8. Design-based inference: bootstrap and 95% CI

The variance must reflect the design (PSUs within strata) and the fact that the recipe is re-estimated on each replicate. bootstrap_weights() resamples PSUs within strata (Rao-Wu rescaling) and re-applies the whole recipe; boot_mean() returns the estimate, its standard error and a 95% interval (a normal interval around the point estimate).

boot <- bootstrap_weights(fitted, replicates = 1000, strata = "strata", psu = "psu")
ci <- boot_mean(boot, "poverty")
ci

The empirical distribution of $\hat p$ across the replicates shows the sampling variability behind that interval.
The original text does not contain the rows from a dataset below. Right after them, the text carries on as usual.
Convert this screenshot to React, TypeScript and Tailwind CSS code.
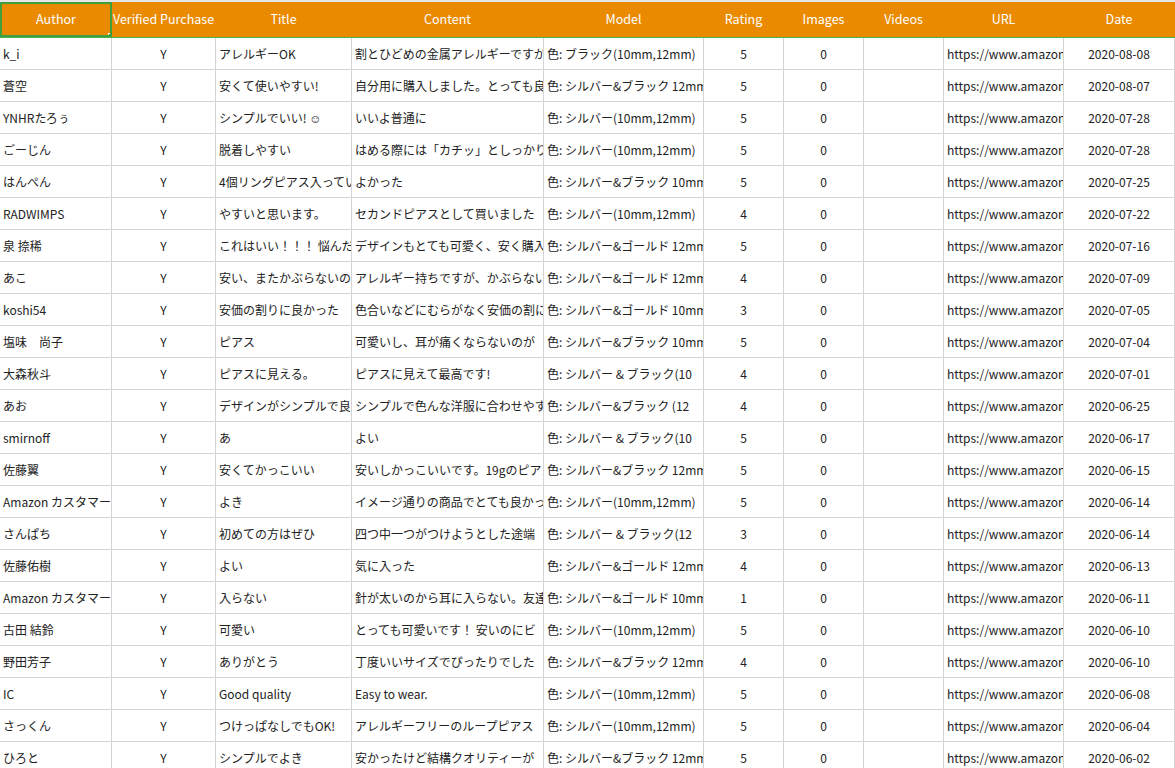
const cols = [
  { name: "Author", w: 112, align: "left" },
  { name: "Verified Purchase", w: 104, align: "center" },
  { name: "Title", w: 136, align: "left" },
  { name: "Content", w: 192, align: "left" },
  { name: "Model", w: 160, align: "left" },
  { name: "Rating", w: 80, align: "center" },
  { name: "Images", w: 80, align: "center" },
  { name: "Videos", w: 80, align: "center" },
  { name: "URL", w: 120, align: "left" },
  { name: "Date", w: 111, align: "center" },
];

const rows: [string, string, string, string, string, string][] = [
  ["k_i", "アレルギーOK", "割とひどめの金属アレルギーですが", "色: ブラック(10mm,12mm)", "5", "2020-08-08"],
  ["蒼空", "安くて使いやすい!", "自分用に購入しました。とっても良い", "色: シルバー&ブラック 12mm", "5", "2020-08-07"],
  ["YNHRたろぅ", "シンプルでいい! ☺", "いいよ普通に", "色: シルバー(10mm,12mm)", "5", "2020-07-28"],
  ["ごーじん", "脱着しやすい", "はめる際には「カチッ」としっかり", "色: シルバー(10mm,12mm)", "5", "2020-07-28"],
  ["はんぺん", "4個リングピアス入っているのに", "よかった", "色: シルバー&ブラック 10mm", "5", "2020-07-25"],
  ["RADWIMPS", "やすいと思います。", "セカンドピアスとして買いました", "色: シルバー(10mm,12mm)", "4", "2020-07-22"],
  ["泉 捺稀", "これはいい！！！ 悩んだ", "デザインもとても可愛く、安く購入", "色: シルバー&ゴールド 12mm", "5", "2020-07-16"],
  ["あこ", "安い、またかぶらないのに", "アレルギー持ちですが、かぶらない", "色: シルバー&ゴールド 12mm", "4", "2020-07-09"],
  ["koshi54", "安価の割りに良かった", "色合いなどにむらがなく安価の割に", "色: シルバー&ゴールド 10mm", "3", "2020-07-05"],
  ["塩味　尚子", "ピアス", "可愛いし、耳が痛くならないのが", "色: シルバー&ブラック 10mm", "5", "2020-07-04"],
  ["大森秋斗", "ピアスに見える。", "ピアスに見えて最高です!", "色: シルバー & ブラック(10", "4", "2020-07-01"],
  ["あお", "デザインがシンプルで良い", "シンプルで色んな洋服に合わせやすい", "色: シルバー&ブラック (12", "4", "2020-06-25"],
  ["smirnoff", "あ", "よい", "色: シルバー & ブラック(10", "5", "2020-06-17"],
  ["佐藤翼", "安くてかっこいい", "安いしかっこいいです。19gのピアス", "色: シルバー&ブラック 12mm", "5", "2020-06-15"],
  ["Amazon カスタマー", "よき", "イメージ通りの商品でとても良かった", "色: シルバー(10mm,12mm)", "5", "2020-06-14"],
  ["さんぱち", "初めての方はぜひ", "四つ中一つがつけようとした途端", "色: シルバー & ブラック(12", "3", "2020-06-14"],
  ["佐藤佑樹", "よい", "気に入った", "色: シルバー&ゴールド 12mm", "4", "2020-06-13"],
  ["Amazon カスタマー", "入らない", "針が太いのから耳に入らない。友達", "色: シルバー&ゴールド 10mm", "1", "2020-06-11"],
  ["古田 結鈴", "可愛い", "とっても可愛いです！ 安いのにビ", "色: シルバー(10mm,12mm)", "5", "2020-06-10"],
  ["野田芳子", "ありがとう", "丁度いいサイズでぴったりでした", "色: シルバー&ブラック 12mm", "4", "2020-06-10"],
  ["IC", "Good quality", "Easy to wear.", "色: シルバー(10mm,12mm)", "5", "2020-06-08"],
  ["さっくん", "つけっぱなしでもOK!", "アレルギーフリーのループピアス", "色: シルバー(10mm,12mm)", "5", "2020-06-04"],
  ["ひろと", "シンプルでよき", "安かったけど結構クオリティーが", "色: シルバー&ブラック 12mm", "5", "2020-06-02"],
];

export default function App() {
  const font = { fontFamily: '"Noto Sans CJK JP", "Noto Sans", sans-serif' };
  return (
    <div className="w-[1175px] h-[768px] overflow-hidden bg-white text-[12px] text-[#222]" style={font}>
      <div className="flex h-[2px] bg-[#e6e6e6]" />
      <div className="flex h-[36px] bg-[#e98a00] border-b border-[#4caf50]">
        {cols.map((c, i) => (
          <div
            key={c.name}
            style={{ width: c.w }}
            className={`shrink-0 flex items-center justify-center text-white text-[12.5px] whitespace-nowrap overflow-hidden ${i === 0 ? "border-2 border-[#3f9f3f] relative" : "border-r border-[#e98a00]"}`}
          >
            {c.name}
            {i === 0 && <div className="absolute -right-[3px] -bottom-[3px] w-[5px] h-[5px] bg-[#3f9f3f] border border-white" />}
          </div>
        ))}
      </div>
      {rows.map((r, ri) => {
        const cells = [r[0], "Y", r[1], r[2], r[3], r[4], "0", "", "https://www.amazon.co.jp/", r[5]];
        return (
          <div key={ri} className="flex h-[32px] border-b border-[#d4d4d4]">
            {cells.map((v, ci) => (
              <div
                key={ci}
                style={{ width: cols[ci].w }}
                className={`shrink-0 flex items-center px-[3px] whitespace-nowrap overflow-hidden border-r border-[#d4d4d4] ${cols[ci].align === "center" ? "justify-center" : ""}`}
              >
                {v}
              </div>
            ))}
          </div>
        );
      })}
    </div>
  );
}
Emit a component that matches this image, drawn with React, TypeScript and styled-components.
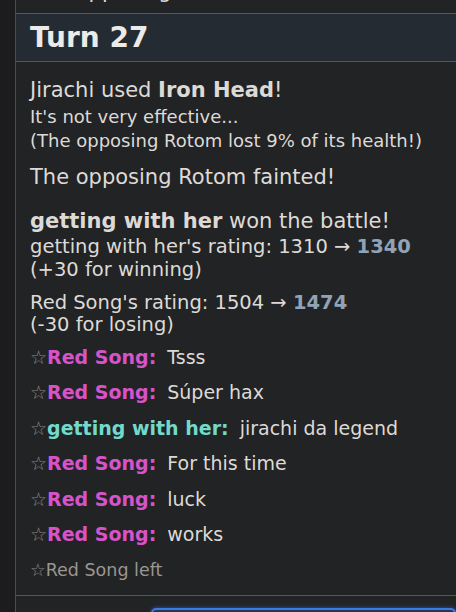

The 95% interval covers the true poverty rate (the amber line), so the design-based inference works: the pipeline recovers the population poverty rate with honest uncertainty.

reps <- apply(boot$replicates, 2, function(w) {
  ok <- w > 0 & !is.na(y); sum(w[ok] * y[ok]) / sum(w[ok])
})

ggplot(data.frame(phat = reps), aes(phat)) +
  geom_histogram(bins = 30, fill = wf_lav, color = "white") +
  geom_vline(xintercept = ci$estimate, color = wf_violet, linewidth = 1) +
  geom_vline(xintercept = c(ci$ci_lower, ci$ci_upper), color = wf_violet,
             linetype = "dashed") +
  geom_vline(xintercept = p_true, color = wf_amber, linewidth = 1) +
  annotate("text", x = p_true, y = Inf, label = "true p", vjust = 1.4,
           hjust = -0.1, color = wf_amber) +
  labs(x = expression(hat(p)), y = "replicates",
       title = "Bootstrap distribution of the poverty-rate estimator",
       subtitle = "solid = estimate, dashed = 95% CI, amber = true p") +
  theme_minimal(base_size = 12)

Bootstrap distribution of the poverty-rate estimator

Performance

This also serves as a light stress test. On a MacBook Air (Apple M4, 16 GB RAM, macOS 26.3), running R, the full recipe on about 79,000 records (eligibility, nonresponse, integrated household calibration, trimming and rounding) takes well under a second:

#> Recipe (prep) elapsed: 0.45 seconds

The bootstrap is the heavy part, because it resamples PSUs within strata and re-applies the entire recipe on each of the 1000 replicates:

#> Bootstrap (1000 replicates) elapsed: 343.59 seconds

So the point estimate and all its diagnostics are essentially instant, and full design-based inference with a thousand replicates takes a few minutes on a laptop.

Notes

Everything is reproducible from the public ECH file plus the seeded code, so the induced outcomes and the resulting weights are identical on every run. The residual gap between the final estimate and the truth is a faithful reminder that weighting reduces nonresponse bias substantially but, when the response mechanism depends on more than the frame and the calibration margins, does not erase it entirely.